> Your goal
Pictures do not belong in your copy. Repeat all the other data exactly.

----- Dataset excerpt

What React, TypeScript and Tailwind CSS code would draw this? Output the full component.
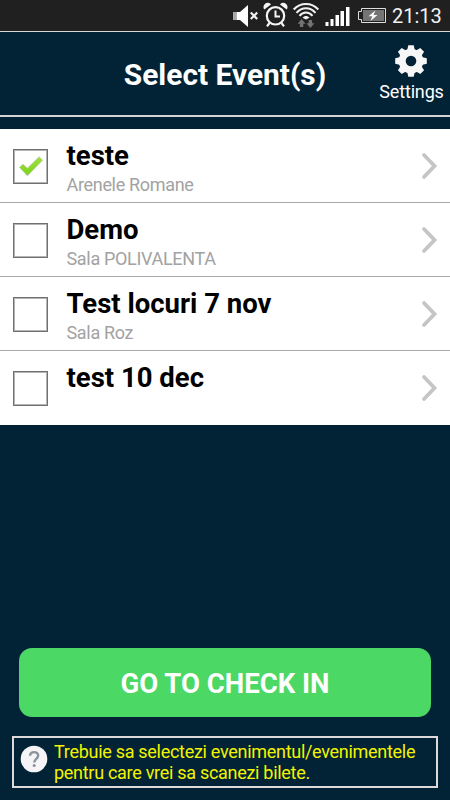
import React, { useState } from 'react';

interface EventItem {
  id: number;
  name: string;
  venue: string;
}

const events: EventItem[] = [
  { id: 1, name: 'teste', venue: 'Arenele Romane' },
  { id: 2, name: 'Demo', venue: 'Sala POLIVALENTA' },
  { id: 3, name: 'Test locuri 7 nov', venue: 'Sala Roz' },
  { id: 4, name: 'test 10 dec', venue: '' },
];

function StatusBar() {
  return (
    <div className="flex h-[31px] shrink-0 items-center bg-[#202020] pl-[232px]">
      <svg width="156" height="31" viewBox="232 0 156 31" fill="none" className="shrink-0">
        {/* Muted speaker */}
        <path d="M233 12h3.500v8H233z" fill="#a8a8a8" />
        <path d="M236.500 12h3.500L248 5v22l-8-7h-3.500z" fill="#fff" />
        <path d="M250.800 12.500l6.400 6.600M257.200 12.500l-6.400 6.600" stroke="#f0f0f0" strokeWidth="2.200" />
        {/* Alarm */}
        <circle cx="275.500" cy="15.800" r="8.700" stroke="#f5f5f5" strokeWidth="2.200" />
        <path d="M275.500 10.500v6h4.500" stroke="#f5f5f5" strokeWidth="2" />
        <path d="M264.300 9.500a4 4 0 0 1 6.700-5zM286.700 9.500a4 4 0 0 0-6.700-5z" fill="#f5f5f5" />
        <path d="M269.500 23l-2.500 3.300M281.500 23l2.500 3.300" stroke="#f5f5f5" strokeWidth="2.200" />
        {/* Wifi with traffic arrows */}
        <path
          d="M293.700 9.500c6.800-7.400 17.800-7.400 24.600 0M296.500 12.800c5.300-6.100 13.700-6.100 19 0M299.500 15.800c3.800-4.500 9.200-4.500 13 0"
          stroke="#f2f2f2"
          strokeWidth="2"
        />
        <path d="M302.500 17.800c2-2.400 5-2.400 7 0L306 19.500z" fill="#f2f2f2" />
        <path d="M301.600 19l4 4.700h-2.300V27h-3.400v-3.300h-2.300z" fill="#737373" />
        <path d="M310.400 28l4-4.700h-2.300V20h-3.400v3.300h-2.300z" fill="#737373" />
        {/* Signal */}
        <path d="M325.500 22h3v4h-3zM330.500 19h3v7h-3zM335.500 15h3.500v11h-3.500zM340.500 11h3.500v15h-3.500zM346 7h3.500v19H346z" fill="#fff" />
        {/* Charging battery */}
        <path d="M361.500 8.500h24v14h-24v-3h-3v-8h3z" stroke="#dedede" />
        <path d="M363 10h21v11h-21z" fill="#747474" />
        <path d="M375.500 10.500l-7 5.800h3.800l-1.800 4.700 7-6h-4z" fill="#fff" />
      </svg>
      <span className="ml-[4px] pt-[1px] text-[20px] leading-none text-[#f2f2f2]">21:13</span>
    </div>
  );
}

function GearIcon() {
  return (
    <svg width="34" height="34" viewBox="0 0 34 34" className="mr-[1px]">
      <g fill="#f7f7f7">
        <circle cx="17" cy="17" r="12.300" />
        <path
          id="teeth"
          d="M14.300 1.200h5.400l1.200 5.300h-7.800zM14.300 32.800h5.400l1.200-5.300h-7.800zM1.200 14.300v5.400l5.300 1.200v-7.800zM32.800 14.300v5.400l-5.300 1.200v-7.800z"
        />
        <use href="#teeth" transform="rotate(45 17 17)" />
      </g>
      <circle cx="17" cy="17" r="5.300" fill="#022336" />
    </svg>
  );
}

function CheckMark() {
  return (
    <svg width="24" height="22" viewBox="0 0 24 22">
      <defs>
        <linearGradient id="check" x1="0" y1="0" x2="0" y2="1">
          <stop offset="0" stopColor="#a4de3c" />
          <stop offset="1" stopColor="#79d51b" />
        </linearGradient>
      </defs>
      <path
        d="M.5 11.300l3.500-3 4.400 3.900L20.200.8l3.300 3.400L8.400 19.800z"
        fill="url(#check)"
        stroke="#b5c99a"
        strokeWidth=".8"
        strokeLinejoin="round"
      />
    </svg>
  );
}

function App() {
  const [selected, setSelected] = useState<number[]>([1]);

  const toggle = (id: number) => {
    setSelected((prev) => (prev.includes(id) ? prev.filter((x) => x !== id) : [...prev, id]));
  };

  return (
    <div className="flex h-[800px] w-[450px] flex-col overflow-hidden bg-[#022336] font-[Roboto,sans-serif]">
      <StatusBar />

      <header className="grid h-[86px] shrink-0 grid-cols-[76px_1fr_76px] border-t border-b-2 border-t-[#d8d8dc] border-b-[#d6d3d3]">
        <div />
        <h1 className="pt-[23px] text-center text-[29.900px] leading-[40px] font-bold whitespace-nowrap text-white">
          Select Event(s)
        </h1>
        <button className="flex flex-col items-center pt-[12px] pr-[1px] text-white">
          <GearIcon />
          <span className="mt-[3px] text-[18px] leading-[22px] tracking-[-0.150px]">Settings</span>
        </button>
      </header>

      <ul className="mt-[12px] shrink-0 bg-white">
        {events.map((event) => (
          <li
            key={event.id}
            onClick={() => toggle(event.id)}
            className="flex h-[74px] border-b border-[#a8a8a8] pl-[13px] last:border-white"
          >
            <div className="mt-[20px] flex size-[35px] shrink-0 items-center justify-center border border-[#707070] shadow-[inset_0_0_0_1px_#b4b4b4]">
              {selected.includes(event.id) && <CheckMark />}
            </div>
            <div className="ml-[18.500px] flex-1 pt-[10px]">
              <div className="text-[27.500px] leading-[34px] font-bold text-black">{event.name}</div>
              <div className="text-[18px] leading-[24px] tracking-[-0.320px] text-[#a2a2a2]">{event.venue}</div>
            </div>
            <svg width="18" height="30" viewBox="0 0 18 30" fill="none" className="mt-[22px] mr-[11px]">
              <path d="M3 4L13.500 15 3 26" stroke="#c5c5c7" strokeWidth="3.800" strokeLinecap="round" />
            </svg>
          </li>
        ))}
      </ul>

      <div className="mt-auto px-[19px]">
        <button className="h-[69px] w-full rounded-[13px] bg-[#4bd865] pt-[2px] text-[27.500px] font-bold text-white">
          GO TO CHECK IN
        </button>
      </div>

      <div className="mx-[12px] mt-[19px] mb-[12px] flex h-[52px] shrink-0 border-2 border-[#dedada] pt-[4px] pl-[6px]">
        <svg width="28" height="28" viewBox="0 0 28 28" className="mt-[3px] shrink-0">
          <circle cx="14" cy="14" r="13.300" fill="#f5f5f7" />
          <path d="M10 10.800c.2-4.900 8.200-4.800 8.200-.2 0 3.200-4 3.300-4 6.900" fill="none" stroke="#8d949b" strokeWidth="2.400" />
          <circle cx="14.200" cy="20.500" r="1.600" fill="#8d949b" />
        </svg>
        <p className="ml-[6px] text-[18px] leading-[20.500px] tracking-[-0.290px] whitespace-nowrap text-[#f3f300]">
          Trebuie sa selectezi evenimentul/evenimentele
          <br />
          pentru care vrei sa scanezi bilete.
        </p>
      </div>
    </div>
  );
}

export default App;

----------

> Answer to this exercise
What React, TypeScript and Tailwind CSS code would draw this? Output the full component.
import React, { useState } from 'react';

interface EventItem {
  id: number;
  name: string;
  venue: string;
}

const events: EventItem[] = [
  { id: 1, name: 'teste', venue: 'Arenele Romane' },
  { id: 2, name: 'Demo', venue: 'Sala POLIVALENTA' },
  { id: 3, name: 'Test locuri 7 nov', venue: 'Sala Roz' },
  { id: 4, name: 'test 10 dec', venue: '' },
];

function StatusBar() {
  return (
    <div className="flex h-[31px] shrink-0 items-center bg-[#202020] pl-[232px]">
      <svg width="156" height="31" viewBox="232 0 156 31" fill="none" className="shrink-0">
        {/* Muted speaker */}
        <path d="M233 12h3.500v8H233z" fill="#a8a8a8" />
        <path d="M236.500 12h3.500L248 5v22l-8-7h-3.500z" fill="#fff" />
        <path d="M250.800 12.500l6.400 6.600M257.200 12.500l-6.400 6.600" stroke="#f0f0f0" strokeWidth="2.200" />
        {/* Alarm */}
        <circle cx="275.500" cy="15.800" r="8.700" stroke="#f5f5f5" strokeWidth="2.200" />
        <path d="M275.500 10.500v6h4.500" stroke="#f5f5f5" strokeWidth="2" />
        <path d="M264.300 9.500a4 4 0 0 1 6.700-5zM286.700 9.500a4 4 0 0 0-6.700-5z" fill="#f5f5f5" />
        <path d="M269.500 23l-2.500 3.300M281.500 23l2.500 3.300" stroke="#f5f5f5" strokeWidth="2.200" />
        {/* Wifi with traffic arrows */}
        <path
          d="M293.700 9.500c6.800-7.400 17.800-7.400 24.600 0M296.500 12.800c5.300-6.100 13.700-6.100 19 0M299.500 15.800c3.800-4.500 9.200-4.500 13 0"
          stroke="#f2f2f2"
          strokeWidth="2"
        />
        <path d="M302.500 17.800c2-2.400 5-2.400 7 0L306 19.500z" fill="#f2f2f2" />
        <path d="M301.600 19l4 4.700h-2.300V27h-3.400v-3.300h-2.300z" fill="#737373" />
        <path d="M310.400 28l4-4.700h-2.300V20h-3.400v3.300h-2.300z" fill="#737373" />
        {/* Signal */}
        <path d="M325.500 22h3v4h-3zM330.500 19h3v7h-3zM335.500 15h3.500v11h-3.500zM340.500 11h3.500v15h-3.500zM346 7h3.500v19H346z" fill="#fff" />
        {/* Charging battery */}
        <path d="M361.500 8.500h24v14h-24v-3h-3v-8h3z" stroke="#dedede" />
        <path d="M363 10h21v11h-21z" fill="#747474" />
        <path d="M375.500 10.500l-7 5.800h3.800l-1.800 4.700 7-6h-4z" fill="#fff" />
      </svg>
      <span className="ml-[4px] pt-[1px] text-[20px] leading-none text-[#f2f2f2]">21:13</span>
    </div>
  );
}

function GearIcon() {
  return (
    <svg width="34" height="34" viewBox="0 0 34 34" className="mr-[1px]">
      <g fill="#f7f7f7">
        <circle cx="17" cy="17" r="12.300" />
        <path
          id="teeth"
          d="M14.300 1.200h5.400l1.200 5.300h-7.800zM14.300 32.800h5.400l1.200-5.300h-7.800zM1.200 14.300v5.400l5.300 1.200v-7.800zM32.800 14.300v5.400l-5.300 1.200v-7.800z"
        />
        <use href="#teeth" transform="rotate(45 17 17)" />
      </g>
      <circle cx="17" cy="17" r="5.300" fill="#022336" />
    </svg>
  );
}

function CheckMark() {
  return (
    <svg width="24" height="22" viewBox="0 0 24 22">
      <defs>
        <linearGradient id="check" x1="0" y1="0" x2="0" y2="1">
          <stop offset="0" stopColor="#a4de3c" />
          <stop offset="1" stopColor="#79d51b" />
        </linearGradient>
      </defs>
      <path
        d="M.5 11.300l3.500-3 4.400 3.900L20.200.8l3.300 3.400L8.400 19.800z"
        fill="url(#check)"
        stroke="#b5c99a"
        strokeWidth=".8"
        strokeLinejoin="round"
      />
    </svg>
  );
}

function App() {
  const [selected, setSelected] = useState<number[]>([1]);

  const toggle = (id: number) => {
    setSelected((prev) => (prev.includes(id) ? prev.filter((x) => x !== id) : [...prev, id]));
  };

  return (
    <div className="flex h-[800px] w-[450px] flex-col overflow-hidden bg-[#022336] font-[Roboto,sans-serif]">
      <StatusBar />

      <header className="grid h-[86px] shrink-0 grid-cols-[76px_1fr_76px] border-t border-b-2 border-t-[#d8d8dc] border-b-[#d6d3d3]">
        <div />
        <h1 className="pt-[23px] text-center text-[29.900px] leading-[40px] font-bold whitespace-nowrap text-white">
          Select Event(s)
        </h1>
        <button className="flex flex-col items-center pt-[12px] pr-[1px] text-white">
          <GearIcon />
          <span className="mt-[3px] text-[18px] leading-[22px] tracking-[-0.150px]">Settings</span>
        </button>
      </header>

      <ul className="mt-[12px] shrink-0 bg-white">
        {events.map((event) => (
          <li
            key={event.id}
            onClick={() => toggle(event.id)}
            className="flex h-[74px] border-b border-[#a8a8a8] pl-[13px] last:border-white"
          >
            <div className="mt-[20px] flex size-[35px] shrink-0 items-center justify-center border border-[#707070] shadow-[inset_0_0_0_1px_#b4b4b4]">
              {selected.includes(event.id) && <CheckMark />}
            </div>
            <div className="ml-[18.500px] flex-1 pt-[10px]">
              <div className="text-[27.500px] leading-[34px] font-bold text-black">{event.name}</div>
              <div className="text-[18px] leading-[24px] tracking-[-0.320px] text-[#a2a2a2]">{event.venue}</div>
            </div>
            <svg width="18" height="30" viewBox="0 0 18 30" fill="none" className="mt-[22px] mr-[11px]">
              <path d="M3 4L13.500 15 3 26" stroke="#c5c5c7" strokeWidth="3.800" strokeLinecap="round" />
            </svg>
          </li>
        ))}
      </ul>

      <div className="mt-auto px-[19px]">
        <button className="h-[69px] w-full rounded-[13px] bg-[#4bd865] pt-[2px] text-[27.500px] font-bold text-white">
          GO TO CHECK IN
        </button>
      </div>

      <div className="mx-[12px] mt-[19px] mb-[12px] flex h-[52px] shrink-0 border-2 border-[#dedada] pt-[4px] pl-[6px]">
        <svg width="28" height="28" viewBox="0 0 28 28" className="mt-[3px] shrink-0">
          <circle cx="14" cy="14" r="13.300" fill="#f5f5f7" />
          <path d="M10 10.800c.2-4.900 8.200-4.800 8.200-.2 0 3.200-4 3.300-4 6.900" fill="none" stroke="#8d949b" strokeWidth="2.400" />
          <circle cx="14.200" cy="20.500" r="1.600" fill="#8d949b" />
        </svg>
        <p className="ml-[6px] text-[18px] leading-[20.500px] tracking-[-0.290px] whitespace-nowrap text-[#f3f300]">
          Trebuie sa selectezi evenimentul/evenimentele
          <br />
          pentru care vrei sa scanezi bilete.
        </p>
      </div>
    </div>
  );
}

export default App;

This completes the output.